If you want to understand why the majority of Americans don’t trust the Democrats on national security matters, take a look at remarks by Iowa Senator Tom Harkin as reported in Tuesday’s Des Moines Register. In one fell swoop, Harkin proved himself to be morally clueless, strategically myopic, and politically expedient. Talk about hitting the trifecta.
Harkin began by imploring members of the Bush Administration to envision a future Iraq by looking at the Vietnam of today:
“Go visit Vietnam, as I’ve done several years ago, and find out how the people are getting along there,” said Harkin, who voted for the congressional resolution authorizing the president to take military action against Iraq, but has been increasingly critical since.
“They seem to be getting along fine,” he said on the Senate floor. “I still may not approve of the kind of government they’ve got, but the people seem to be getting along fine. Saigon is bustling. Hanoi is bustling. Roads are being built. Tourist industry is going up. Manufacturing is going up.
“It might not be the mirror image of our government but they seem to be doing all right.”
To suggest the regime in Hanoi, with its continued harassment of journalists, imprisonment of dissidents, and persecution of Christians, “might not be the mirror image of” America’s government is a bit like suggesting that Hulk Hogan might not be the mirror image of Shania Twain. That Harkin can barely make a distinction between the two governments is the most blatant example of his moral vapidity.
A slightly more subtle indication of Harkin’s moral cluelessness is his premise that suppression of political liberty is okay as long as the economy is booming. In other words, as long as enough people are prospering, it’s no big deal that some people are in prison for criticizing the government or practicing their religion. To think that Harkin once styled himself a populist!
What’s creepiest about his remarks is what they imply America should do about Iraq. Namely, do nothing. Just sit back and hope that in a decade or two Iraq will have a booming economy and Iraqis’ lives will be a bit less oppressive. Of course, we’d also need to hope that Saddam Hussein gives up his weapons of mass destruction and renounces his links to terrorism. Hope springs eternal, as they say.
Harkin continued his comparison of Iraq to Vietnam with the inevitable quagmire allusion:
Harkin said President Bush has begun talking about plans to build democracy in Iraq once Saddam is vanquished. He said the United States entered the conflict in Vietnam with the same intentions.
“We were going to end all this internal fighting (in Vietnam) and take care of the North and we were going to set up democratic forms of government,” he said. “How many thousand Americans lost their lives there? What did it do to our country? For a generation?”

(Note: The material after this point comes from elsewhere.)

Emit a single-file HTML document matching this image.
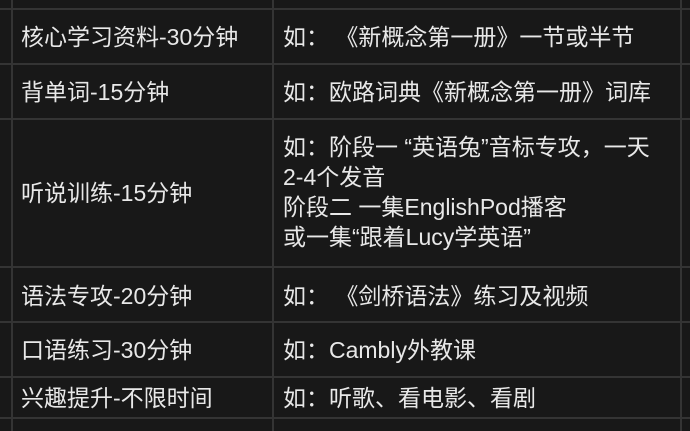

Harkin’s allusion is odd, to say the least, for the situation with Iraq is far different from Vietnam. First, the terrain — desert, not jungle — is easier for U.S. troops to fight on. We have far better intelligence than we had in Vietnam. The history of Operation Desert Storm suggests that the conflict will be short with minimal U.S. casualties. Finally, our attempts to democratize Iraq will come after we defeat the enemy, not before. Surely Harkin is not so ignorant as to be unaware of these facts.
Indeed, he is not ignorant; he is opportunistic. Before last year’s election, Harkin emphasized the need for United Nations involvement in Iraq, but voted for the Congressional authorization of force. Now that the election is over, Harkin feels no pressure to temper his pacifist instincts.
Harkin has a history of playing the “moderate hawk” before election eve, and then reverting to peacenik after he’s re-elected. In 1990, Harkin found his first re-election attempt in some trouble when Hussein made the mistake of invading Kuwait before the November election. Harkin handled it by complaining that the U.S. should not go it alone in Iraq, but usually prefaced such remarks by saying he backed President George Bush, Sr. Yet barely two weeks after the election, Harkin joined a lawsuit led by Rep. Ron Dellums which sought to prevent President Bush from launching a Persian Gulf offensive without Congressional approval. And secure in the knowledge that he would be in the Senate another six years, Harkin voted against the January 1991 Congressional resolution authorizing force.
Harkin’s expediency manifests itself in other ways. In June 2002 Harkin co-sponsored with Senator Arlen Specter a resolution which required Congress to “reauthorize” the use of force before President George W. Bush could invade Iraq. Yet Harkin took no such action before President Bill Clinton undertook Operation Desert Fox in 1998. Apparently the President of one’s own party, especially when he is facing impeachment, need never be bothered.
Last September then-Senate Majority Leader Tom Daschle had a near conniption in the well of the Senate when he incorrectly thought President Bush had politicized the war. Perhaps he should now focus some of his ire on his fellow Democrats. He can start with Tom Harkin.